Sunday, 15 October 2017

Finding The Positive

I've done some gentle pottering in the garden, for its good and that of my soul, and though I'm a bit tired I'm not exhausted. I try not to think of how far ahead I would be if only I hadn't lost the best part of 10 weeks, and instead concentrate on what I do have. My neighbours, attached to me on one side, pointed out in conversation that they don't have sun and light in their house like I have, facing east and north as most of their rooms do, and I know that if I lived there I might as well curl up and die. As it is I have sun in most of my rooms, but especially my kitchen, all day long (provided it's shining of course) and the huge windows give me a vast view of the sky and trees across the lane. At night time, if I haven't closed the blinds, I stare out at Venus, and when the sky is clear the moon is a luminous companion. So those are a few positives to start with.
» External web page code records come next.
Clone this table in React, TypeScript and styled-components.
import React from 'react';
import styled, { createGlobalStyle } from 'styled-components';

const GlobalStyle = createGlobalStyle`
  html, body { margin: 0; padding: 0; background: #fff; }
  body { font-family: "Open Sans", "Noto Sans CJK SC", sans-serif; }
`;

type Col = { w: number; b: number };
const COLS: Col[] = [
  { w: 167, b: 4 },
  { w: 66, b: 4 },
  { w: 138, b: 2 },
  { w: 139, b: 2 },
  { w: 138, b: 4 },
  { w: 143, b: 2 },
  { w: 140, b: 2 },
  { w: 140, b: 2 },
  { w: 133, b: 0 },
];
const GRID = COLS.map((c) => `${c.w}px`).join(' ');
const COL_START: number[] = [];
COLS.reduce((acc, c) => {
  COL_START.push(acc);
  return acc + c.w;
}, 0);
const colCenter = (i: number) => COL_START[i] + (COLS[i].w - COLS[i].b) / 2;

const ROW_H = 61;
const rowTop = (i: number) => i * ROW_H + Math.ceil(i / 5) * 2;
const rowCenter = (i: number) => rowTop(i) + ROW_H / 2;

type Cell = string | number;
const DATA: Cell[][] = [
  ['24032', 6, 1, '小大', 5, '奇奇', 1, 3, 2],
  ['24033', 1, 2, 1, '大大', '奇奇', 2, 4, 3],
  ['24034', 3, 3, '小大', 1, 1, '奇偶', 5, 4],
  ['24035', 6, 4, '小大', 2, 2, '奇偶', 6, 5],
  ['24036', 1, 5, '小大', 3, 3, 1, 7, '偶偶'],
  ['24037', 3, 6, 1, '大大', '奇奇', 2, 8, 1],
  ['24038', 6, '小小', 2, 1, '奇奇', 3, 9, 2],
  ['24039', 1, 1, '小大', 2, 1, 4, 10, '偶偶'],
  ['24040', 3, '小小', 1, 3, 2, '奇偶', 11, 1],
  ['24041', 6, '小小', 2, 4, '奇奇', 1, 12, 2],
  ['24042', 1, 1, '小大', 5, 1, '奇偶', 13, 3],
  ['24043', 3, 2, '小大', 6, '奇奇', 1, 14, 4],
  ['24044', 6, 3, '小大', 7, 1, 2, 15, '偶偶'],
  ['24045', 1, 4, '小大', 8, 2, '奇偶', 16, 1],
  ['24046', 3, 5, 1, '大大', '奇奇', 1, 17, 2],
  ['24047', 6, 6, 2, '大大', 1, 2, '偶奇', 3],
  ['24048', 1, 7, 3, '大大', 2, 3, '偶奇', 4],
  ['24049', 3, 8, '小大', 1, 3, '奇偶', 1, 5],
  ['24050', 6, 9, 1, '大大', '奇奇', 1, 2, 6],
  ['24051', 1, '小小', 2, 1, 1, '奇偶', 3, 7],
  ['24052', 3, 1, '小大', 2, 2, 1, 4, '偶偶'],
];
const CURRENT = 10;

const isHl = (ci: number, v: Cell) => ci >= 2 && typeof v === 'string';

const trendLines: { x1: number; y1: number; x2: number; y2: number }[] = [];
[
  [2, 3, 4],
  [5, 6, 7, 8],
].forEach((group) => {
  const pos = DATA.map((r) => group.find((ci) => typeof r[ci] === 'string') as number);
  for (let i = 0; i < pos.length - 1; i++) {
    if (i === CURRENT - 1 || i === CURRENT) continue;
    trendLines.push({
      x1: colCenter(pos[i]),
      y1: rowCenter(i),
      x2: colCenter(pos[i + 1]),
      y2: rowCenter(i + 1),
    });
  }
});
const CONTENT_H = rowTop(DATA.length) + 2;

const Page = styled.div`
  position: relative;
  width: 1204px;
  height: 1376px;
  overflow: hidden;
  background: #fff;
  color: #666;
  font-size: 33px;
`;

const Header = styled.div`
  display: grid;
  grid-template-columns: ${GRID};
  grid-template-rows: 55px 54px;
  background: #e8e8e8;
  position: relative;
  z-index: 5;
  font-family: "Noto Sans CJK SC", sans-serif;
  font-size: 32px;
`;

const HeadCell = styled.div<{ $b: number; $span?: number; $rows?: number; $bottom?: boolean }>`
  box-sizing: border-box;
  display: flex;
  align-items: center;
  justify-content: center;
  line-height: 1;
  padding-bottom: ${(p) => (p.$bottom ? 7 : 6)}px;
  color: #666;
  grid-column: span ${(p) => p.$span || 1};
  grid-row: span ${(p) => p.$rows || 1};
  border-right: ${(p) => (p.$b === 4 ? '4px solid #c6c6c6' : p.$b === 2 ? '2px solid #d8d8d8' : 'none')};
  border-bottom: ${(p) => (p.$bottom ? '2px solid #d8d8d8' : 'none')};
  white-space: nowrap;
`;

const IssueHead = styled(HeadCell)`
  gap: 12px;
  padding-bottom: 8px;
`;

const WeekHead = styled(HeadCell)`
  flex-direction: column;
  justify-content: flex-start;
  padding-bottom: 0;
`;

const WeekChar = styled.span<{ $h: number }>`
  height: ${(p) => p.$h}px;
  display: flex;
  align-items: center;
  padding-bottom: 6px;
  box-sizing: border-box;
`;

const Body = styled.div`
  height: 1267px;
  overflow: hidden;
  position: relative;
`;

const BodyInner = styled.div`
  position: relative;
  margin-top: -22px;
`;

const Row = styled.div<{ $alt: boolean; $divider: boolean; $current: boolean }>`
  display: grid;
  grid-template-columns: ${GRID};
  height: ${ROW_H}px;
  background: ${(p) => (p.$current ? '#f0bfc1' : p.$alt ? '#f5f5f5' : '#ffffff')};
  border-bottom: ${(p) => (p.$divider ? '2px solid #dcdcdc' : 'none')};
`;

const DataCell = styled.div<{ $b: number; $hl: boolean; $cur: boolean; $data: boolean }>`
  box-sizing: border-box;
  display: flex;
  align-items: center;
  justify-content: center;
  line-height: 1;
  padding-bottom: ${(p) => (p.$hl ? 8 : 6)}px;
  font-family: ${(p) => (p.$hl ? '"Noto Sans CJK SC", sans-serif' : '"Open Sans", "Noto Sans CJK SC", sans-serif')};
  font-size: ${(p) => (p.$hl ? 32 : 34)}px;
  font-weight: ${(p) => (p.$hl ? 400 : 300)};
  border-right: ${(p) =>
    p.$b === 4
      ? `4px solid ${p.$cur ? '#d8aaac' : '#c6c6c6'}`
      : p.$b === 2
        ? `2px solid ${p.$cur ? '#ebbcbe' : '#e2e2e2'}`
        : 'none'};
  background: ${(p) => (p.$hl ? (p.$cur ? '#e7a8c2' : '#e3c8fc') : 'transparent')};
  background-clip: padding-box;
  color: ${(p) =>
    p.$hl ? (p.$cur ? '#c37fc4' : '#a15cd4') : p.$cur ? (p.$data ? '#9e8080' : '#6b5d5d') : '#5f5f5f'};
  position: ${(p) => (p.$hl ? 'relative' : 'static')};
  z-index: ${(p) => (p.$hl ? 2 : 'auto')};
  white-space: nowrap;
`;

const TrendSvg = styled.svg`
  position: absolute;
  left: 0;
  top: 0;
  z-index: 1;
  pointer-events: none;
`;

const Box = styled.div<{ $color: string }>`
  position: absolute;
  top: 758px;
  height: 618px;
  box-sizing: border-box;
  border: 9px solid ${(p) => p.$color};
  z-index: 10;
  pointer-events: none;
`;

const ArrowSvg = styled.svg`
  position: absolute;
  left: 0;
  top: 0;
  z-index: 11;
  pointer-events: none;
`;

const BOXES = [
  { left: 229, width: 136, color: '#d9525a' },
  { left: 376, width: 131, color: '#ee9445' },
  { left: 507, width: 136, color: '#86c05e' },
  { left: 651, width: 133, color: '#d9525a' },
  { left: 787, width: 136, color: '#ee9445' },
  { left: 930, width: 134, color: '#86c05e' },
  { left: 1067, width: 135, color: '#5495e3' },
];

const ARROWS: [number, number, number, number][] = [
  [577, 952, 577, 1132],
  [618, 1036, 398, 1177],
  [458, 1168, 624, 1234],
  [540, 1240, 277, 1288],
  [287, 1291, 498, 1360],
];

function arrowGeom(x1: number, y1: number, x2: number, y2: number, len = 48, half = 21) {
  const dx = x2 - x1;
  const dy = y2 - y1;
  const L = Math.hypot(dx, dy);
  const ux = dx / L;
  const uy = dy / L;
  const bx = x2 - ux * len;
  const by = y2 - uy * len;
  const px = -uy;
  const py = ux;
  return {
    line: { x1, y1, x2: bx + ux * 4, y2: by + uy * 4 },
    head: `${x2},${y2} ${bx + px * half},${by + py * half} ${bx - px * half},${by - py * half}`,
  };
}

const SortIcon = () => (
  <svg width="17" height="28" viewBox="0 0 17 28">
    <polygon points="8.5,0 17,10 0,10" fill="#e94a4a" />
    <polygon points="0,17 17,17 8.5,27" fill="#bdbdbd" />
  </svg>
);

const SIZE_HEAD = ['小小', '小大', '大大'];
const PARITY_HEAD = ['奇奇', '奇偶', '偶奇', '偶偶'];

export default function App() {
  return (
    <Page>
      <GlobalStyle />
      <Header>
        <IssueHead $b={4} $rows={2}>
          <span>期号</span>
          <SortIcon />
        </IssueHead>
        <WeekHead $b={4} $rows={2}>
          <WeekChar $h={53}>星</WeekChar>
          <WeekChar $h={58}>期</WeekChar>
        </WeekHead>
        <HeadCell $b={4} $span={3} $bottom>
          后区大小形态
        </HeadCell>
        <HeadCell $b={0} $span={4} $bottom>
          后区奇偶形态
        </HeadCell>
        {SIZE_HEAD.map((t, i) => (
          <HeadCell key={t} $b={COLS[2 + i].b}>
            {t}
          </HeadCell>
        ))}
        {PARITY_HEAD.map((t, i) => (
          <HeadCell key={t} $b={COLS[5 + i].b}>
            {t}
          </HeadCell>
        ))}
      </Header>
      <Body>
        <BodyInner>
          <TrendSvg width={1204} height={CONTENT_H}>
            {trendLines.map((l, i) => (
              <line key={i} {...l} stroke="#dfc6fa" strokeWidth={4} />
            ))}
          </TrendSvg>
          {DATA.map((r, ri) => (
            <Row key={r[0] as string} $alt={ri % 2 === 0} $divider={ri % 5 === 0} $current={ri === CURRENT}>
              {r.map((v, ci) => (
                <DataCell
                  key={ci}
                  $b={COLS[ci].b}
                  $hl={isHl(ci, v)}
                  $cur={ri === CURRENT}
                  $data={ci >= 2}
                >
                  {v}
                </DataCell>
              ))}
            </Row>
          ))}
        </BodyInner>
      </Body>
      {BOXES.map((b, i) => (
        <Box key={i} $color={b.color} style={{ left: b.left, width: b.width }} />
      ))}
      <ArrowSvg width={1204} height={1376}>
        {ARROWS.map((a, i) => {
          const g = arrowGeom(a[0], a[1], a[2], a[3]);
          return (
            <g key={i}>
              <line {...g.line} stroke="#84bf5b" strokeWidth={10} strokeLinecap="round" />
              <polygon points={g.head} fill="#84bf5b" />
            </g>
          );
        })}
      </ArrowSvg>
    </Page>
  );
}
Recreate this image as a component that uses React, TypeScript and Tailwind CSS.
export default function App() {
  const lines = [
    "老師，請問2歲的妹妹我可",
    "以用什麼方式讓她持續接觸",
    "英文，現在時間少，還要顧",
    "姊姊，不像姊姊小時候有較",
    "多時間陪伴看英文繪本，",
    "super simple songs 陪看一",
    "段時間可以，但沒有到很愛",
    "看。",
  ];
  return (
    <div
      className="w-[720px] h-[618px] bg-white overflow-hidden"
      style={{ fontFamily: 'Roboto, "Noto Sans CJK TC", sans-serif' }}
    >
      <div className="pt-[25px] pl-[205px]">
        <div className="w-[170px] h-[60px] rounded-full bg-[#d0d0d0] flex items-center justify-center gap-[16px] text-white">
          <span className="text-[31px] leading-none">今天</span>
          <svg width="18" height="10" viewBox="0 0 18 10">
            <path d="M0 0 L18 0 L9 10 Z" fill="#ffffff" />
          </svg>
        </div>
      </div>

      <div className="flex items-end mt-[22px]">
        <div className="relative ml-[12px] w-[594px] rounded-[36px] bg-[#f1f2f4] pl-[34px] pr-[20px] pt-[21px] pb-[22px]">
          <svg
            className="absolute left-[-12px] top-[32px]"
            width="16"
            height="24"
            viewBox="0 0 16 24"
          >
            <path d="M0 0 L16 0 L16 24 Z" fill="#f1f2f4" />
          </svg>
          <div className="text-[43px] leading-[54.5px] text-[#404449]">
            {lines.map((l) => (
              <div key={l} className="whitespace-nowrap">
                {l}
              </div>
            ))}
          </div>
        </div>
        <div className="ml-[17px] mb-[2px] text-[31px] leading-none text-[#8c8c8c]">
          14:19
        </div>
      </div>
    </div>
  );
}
It's hedge cutting time, and the landscape is being transformed from shaggy to very neat. I've never been sure who owns the long hedge down the side of my garden, but between us the farmer and I have kept it trimmed, me lowering it by around 20 feet in my first year here, to let the evening light into the garden, and her cutting back the year's new growth in the autumn. Alys is a good neighbour, and considerate when managing her fields. Most of her workers are friendly and nice, but one of them is not, and he seems to be on hedge duty this year. As he worked his way in his tractor along the field beside me I went up to him, money in hand, to point out the new contours of my hedge and ask him to follow them. But he ignored me and drove on past me! I stood for a moment with my mouth open, then decided to try again the next time he came near. He must have expected this because he moved to another part of the land and didn't return. I know he will cut the hedge, but it changes in height at one point and I'd like it to remain so. He's a curmudgeonly man, though I always smile and greet him when I see him. I shall persist. I shall succeed.

Hugo is oblivious to my miniature trials, and wends his happy way through his day without a care in the world. Mealtimes are at the top of his agenda, followed swiftly by sleep. He eats breakfast at 8am, and then makes it very clear that he wants his supper between 3 and 4pm. I used to try to follow the timetable given me by the rescue people, but there's no point in insisting on an arbitrary schedule. Once he's had this second meal he goes into a deep, deep sleep that lasts until I tell him we're going walkies. Home again, he turns in for the night and goes out for the count again. He never demands more food, and once he's greeted me in the morning at 7ish he sleeps again until 8am. Extraordinary dog, a real couch potato. When he's awake he's lively and energetic, but it doesn't last long. He's no trouble at all, a solid, warm shape on the sofa beside me twitching and jerking, occasionally crying out as he dreams, undemanding, sweet natured and polite. If that's not a positive then I don't know what might count as one.